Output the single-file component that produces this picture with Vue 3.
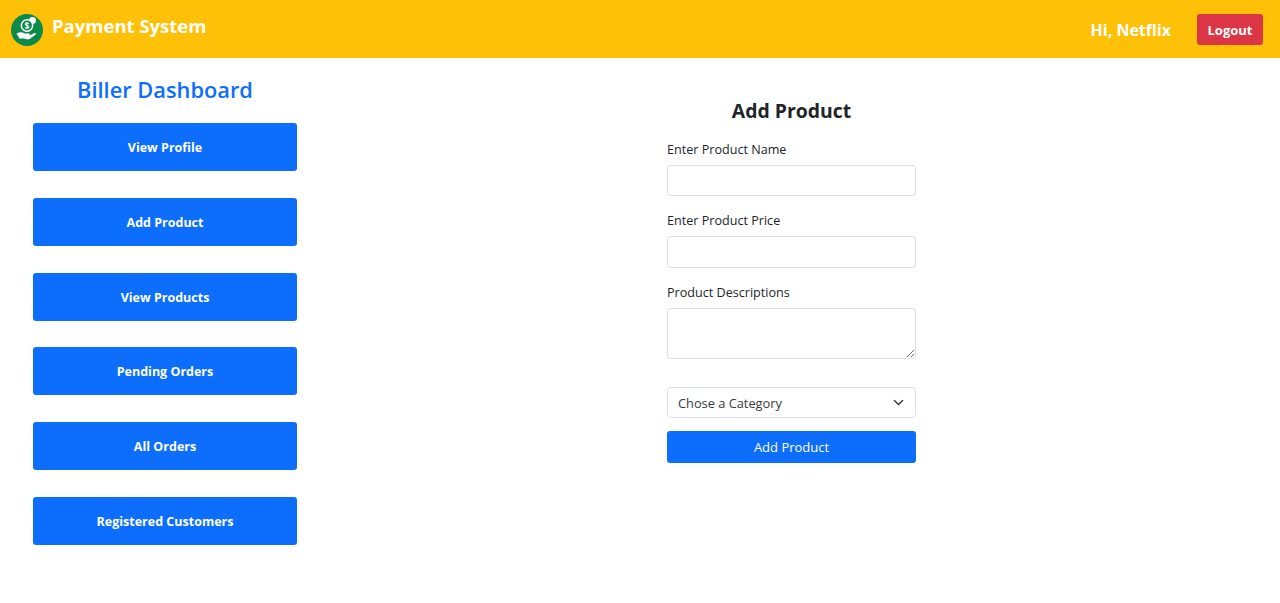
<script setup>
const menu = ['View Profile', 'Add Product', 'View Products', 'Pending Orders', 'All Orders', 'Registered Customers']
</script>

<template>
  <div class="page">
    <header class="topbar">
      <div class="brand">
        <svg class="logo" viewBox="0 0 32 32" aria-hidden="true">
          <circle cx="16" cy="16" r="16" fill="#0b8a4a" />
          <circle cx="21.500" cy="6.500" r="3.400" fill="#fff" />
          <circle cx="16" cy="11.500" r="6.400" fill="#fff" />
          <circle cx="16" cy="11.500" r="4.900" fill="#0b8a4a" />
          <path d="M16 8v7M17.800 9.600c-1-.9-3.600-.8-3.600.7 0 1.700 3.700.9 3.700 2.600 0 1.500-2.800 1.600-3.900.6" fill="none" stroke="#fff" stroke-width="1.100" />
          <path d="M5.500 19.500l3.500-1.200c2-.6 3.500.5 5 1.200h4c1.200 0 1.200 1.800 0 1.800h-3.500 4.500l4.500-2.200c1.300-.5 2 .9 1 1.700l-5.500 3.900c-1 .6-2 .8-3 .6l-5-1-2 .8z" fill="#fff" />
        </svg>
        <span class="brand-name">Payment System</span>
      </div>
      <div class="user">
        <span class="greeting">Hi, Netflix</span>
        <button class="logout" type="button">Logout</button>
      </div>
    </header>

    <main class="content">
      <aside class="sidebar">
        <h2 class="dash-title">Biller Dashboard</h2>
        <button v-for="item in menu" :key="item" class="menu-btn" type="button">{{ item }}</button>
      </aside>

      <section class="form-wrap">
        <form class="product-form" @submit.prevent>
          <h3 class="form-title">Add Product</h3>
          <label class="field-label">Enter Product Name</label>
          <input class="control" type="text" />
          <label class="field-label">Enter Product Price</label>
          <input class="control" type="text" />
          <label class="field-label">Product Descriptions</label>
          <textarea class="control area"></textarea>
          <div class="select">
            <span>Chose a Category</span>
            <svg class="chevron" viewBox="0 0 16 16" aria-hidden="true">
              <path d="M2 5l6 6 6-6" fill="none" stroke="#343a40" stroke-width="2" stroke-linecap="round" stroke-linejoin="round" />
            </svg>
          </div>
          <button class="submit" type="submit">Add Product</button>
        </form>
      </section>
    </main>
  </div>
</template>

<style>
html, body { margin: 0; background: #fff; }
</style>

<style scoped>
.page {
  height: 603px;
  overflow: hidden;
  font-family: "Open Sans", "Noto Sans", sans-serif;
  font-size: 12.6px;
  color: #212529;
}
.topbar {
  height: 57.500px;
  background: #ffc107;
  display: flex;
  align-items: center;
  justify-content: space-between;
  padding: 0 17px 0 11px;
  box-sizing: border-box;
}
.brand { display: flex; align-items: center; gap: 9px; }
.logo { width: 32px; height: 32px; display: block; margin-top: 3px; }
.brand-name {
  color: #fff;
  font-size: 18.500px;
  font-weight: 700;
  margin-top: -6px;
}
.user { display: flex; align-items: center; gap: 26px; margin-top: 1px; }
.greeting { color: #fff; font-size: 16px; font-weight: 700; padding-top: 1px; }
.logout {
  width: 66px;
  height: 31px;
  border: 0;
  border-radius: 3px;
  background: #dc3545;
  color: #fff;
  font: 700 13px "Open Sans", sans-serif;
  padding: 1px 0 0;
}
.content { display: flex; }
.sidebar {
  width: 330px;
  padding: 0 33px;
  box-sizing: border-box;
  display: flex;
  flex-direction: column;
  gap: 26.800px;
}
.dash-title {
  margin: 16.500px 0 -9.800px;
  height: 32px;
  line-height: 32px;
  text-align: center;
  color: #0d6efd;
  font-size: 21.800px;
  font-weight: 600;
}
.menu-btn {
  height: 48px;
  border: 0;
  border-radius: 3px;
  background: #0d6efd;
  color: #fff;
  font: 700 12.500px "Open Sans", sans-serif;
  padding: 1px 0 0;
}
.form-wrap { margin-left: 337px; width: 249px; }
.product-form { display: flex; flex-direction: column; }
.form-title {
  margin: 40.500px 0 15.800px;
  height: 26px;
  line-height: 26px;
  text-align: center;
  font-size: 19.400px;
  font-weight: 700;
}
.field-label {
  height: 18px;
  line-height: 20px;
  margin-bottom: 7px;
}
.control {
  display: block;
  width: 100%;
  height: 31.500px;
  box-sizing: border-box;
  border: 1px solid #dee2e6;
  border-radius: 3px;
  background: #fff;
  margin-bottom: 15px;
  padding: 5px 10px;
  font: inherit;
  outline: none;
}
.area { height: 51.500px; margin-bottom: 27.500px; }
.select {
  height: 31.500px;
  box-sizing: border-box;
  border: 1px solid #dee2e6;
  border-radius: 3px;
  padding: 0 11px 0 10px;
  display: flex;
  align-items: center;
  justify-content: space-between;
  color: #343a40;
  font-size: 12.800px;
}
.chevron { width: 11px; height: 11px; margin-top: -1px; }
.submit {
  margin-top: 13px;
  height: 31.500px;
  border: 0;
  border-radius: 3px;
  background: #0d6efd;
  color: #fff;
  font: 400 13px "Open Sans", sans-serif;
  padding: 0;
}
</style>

══════

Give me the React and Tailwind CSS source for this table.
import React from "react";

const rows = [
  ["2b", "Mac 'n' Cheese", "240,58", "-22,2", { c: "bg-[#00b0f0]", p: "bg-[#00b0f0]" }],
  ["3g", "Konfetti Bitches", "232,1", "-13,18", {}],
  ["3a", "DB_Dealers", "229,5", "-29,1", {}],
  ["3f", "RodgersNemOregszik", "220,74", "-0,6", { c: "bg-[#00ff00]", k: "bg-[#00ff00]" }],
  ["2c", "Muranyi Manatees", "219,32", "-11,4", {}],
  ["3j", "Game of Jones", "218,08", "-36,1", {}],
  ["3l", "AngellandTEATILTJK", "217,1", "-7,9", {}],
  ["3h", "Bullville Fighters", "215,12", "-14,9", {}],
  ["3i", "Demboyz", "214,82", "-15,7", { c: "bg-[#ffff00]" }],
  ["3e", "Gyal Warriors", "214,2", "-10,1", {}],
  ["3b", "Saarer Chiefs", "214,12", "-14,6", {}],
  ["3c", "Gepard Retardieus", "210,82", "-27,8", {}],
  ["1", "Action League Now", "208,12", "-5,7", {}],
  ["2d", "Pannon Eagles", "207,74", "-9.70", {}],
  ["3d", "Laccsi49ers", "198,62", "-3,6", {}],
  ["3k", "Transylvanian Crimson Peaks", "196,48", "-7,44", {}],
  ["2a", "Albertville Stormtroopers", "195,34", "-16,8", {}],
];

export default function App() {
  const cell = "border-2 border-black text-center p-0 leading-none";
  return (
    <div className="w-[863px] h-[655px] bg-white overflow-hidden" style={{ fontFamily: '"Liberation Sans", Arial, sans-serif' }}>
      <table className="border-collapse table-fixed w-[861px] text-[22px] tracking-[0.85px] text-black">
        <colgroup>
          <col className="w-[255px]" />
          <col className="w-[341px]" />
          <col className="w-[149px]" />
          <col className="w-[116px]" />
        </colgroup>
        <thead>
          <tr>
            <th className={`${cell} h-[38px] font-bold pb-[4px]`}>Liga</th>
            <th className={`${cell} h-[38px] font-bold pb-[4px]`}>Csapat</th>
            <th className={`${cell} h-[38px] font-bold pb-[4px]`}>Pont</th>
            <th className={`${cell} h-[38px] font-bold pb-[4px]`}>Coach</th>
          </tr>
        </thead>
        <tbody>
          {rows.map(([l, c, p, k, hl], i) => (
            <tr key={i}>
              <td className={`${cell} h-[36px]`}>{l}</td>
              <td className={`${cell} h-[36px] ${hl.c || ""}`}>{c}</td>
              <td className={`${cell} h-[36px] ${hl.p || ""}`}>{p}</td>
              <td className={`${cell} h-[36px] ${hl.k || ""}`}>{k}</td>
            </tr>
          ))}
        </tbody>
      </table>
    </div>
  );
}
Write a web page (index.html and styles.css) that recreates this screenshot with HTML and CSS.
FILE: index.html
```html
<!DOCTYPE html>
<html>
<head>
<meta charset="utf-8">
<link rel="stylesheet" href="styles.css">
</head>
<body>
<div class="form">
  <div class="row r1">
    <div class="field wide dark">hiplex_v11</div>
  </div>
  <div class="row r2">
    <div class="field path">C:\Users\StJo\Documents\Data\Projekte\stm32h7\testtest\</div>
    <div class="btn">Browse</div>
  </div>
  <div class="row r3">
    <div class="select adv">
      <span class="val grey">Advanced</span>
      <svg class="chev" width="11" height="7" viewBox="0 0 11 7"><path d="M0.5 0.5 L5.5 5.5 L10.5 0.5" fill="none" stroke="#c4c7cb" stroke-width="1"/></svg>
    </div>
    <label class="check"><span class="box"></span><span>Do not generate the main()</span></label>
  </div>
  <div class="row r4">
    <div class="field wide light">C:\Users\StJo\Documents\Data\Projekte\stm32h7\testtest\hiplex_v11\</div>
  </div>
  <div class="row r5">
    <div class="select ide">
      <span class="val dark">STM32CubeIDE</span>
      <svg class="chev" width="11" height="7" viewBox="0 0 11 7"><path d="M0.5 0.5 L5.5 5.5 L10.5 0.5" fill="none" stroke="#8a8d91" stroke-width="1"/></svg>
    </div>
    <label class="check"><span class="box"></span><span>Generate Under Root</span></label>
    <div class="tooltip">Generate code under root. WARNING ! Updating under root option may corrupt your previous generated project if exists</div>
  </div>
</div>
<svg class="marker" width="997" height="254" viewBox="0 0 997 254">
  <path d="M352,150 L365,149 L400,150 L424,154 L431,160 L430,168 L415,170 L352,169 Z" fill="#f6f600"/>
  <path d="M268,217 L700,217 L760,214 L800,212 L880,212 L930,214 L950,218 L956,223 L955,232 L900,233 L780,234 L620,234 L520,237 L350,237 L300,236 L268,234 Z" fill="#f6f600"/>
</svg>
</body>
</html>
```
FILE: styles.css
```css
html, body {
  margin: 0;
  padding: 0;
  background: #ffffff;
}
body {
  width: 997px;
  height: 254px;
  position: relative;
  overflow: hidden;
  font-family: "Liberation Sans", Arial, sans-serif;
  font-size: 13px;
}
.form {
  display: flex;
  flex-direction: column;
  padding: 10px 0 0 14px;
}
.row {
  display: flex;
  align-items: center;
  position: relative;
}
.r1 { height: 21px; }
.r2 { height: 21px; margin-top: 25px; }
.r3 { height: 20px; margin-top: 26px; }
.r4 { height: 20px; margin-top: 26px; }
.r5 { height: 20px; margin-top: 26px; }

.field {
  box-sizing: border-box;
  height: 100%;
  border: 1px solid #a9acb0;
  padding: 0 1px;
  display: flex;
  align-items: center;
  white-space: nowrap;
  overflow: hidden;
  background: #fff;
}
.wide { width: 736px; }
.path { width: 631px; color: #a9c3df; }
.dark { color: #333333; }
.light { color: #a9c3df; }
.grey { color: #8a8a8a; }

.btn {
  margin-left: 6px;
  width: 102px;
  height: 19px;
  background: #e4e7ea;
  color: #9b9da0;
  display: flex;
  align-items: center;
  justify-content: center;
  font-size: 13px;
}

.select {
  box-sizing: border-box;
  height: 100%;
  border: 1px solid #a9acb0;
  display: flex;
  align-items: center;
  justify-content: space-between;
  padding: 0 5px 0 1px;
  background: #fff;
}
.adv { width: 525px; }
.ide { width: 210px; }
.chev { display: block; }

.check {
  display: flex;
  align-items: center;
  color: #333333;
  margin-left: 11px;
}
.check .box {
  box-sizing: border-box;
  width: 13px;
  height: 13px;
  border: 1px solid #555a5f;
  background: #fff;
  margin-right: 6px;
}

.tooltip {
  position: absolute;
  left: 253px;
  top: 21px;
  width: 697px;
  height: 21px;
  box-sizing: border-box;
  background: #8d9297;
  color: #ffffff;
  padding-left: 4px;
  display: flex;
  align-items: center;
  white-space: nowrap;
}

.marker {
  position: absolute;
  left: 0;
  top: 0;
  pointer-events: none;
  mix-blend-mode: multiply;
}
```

══════

• Problem requirements:
Reproduce each line of the entries in which the word "page" is found.

• Response to the task:
  <div class="page">
.page {
Write a web page (index.html and styles.css) that recreates this screenshot with HTML and CSS.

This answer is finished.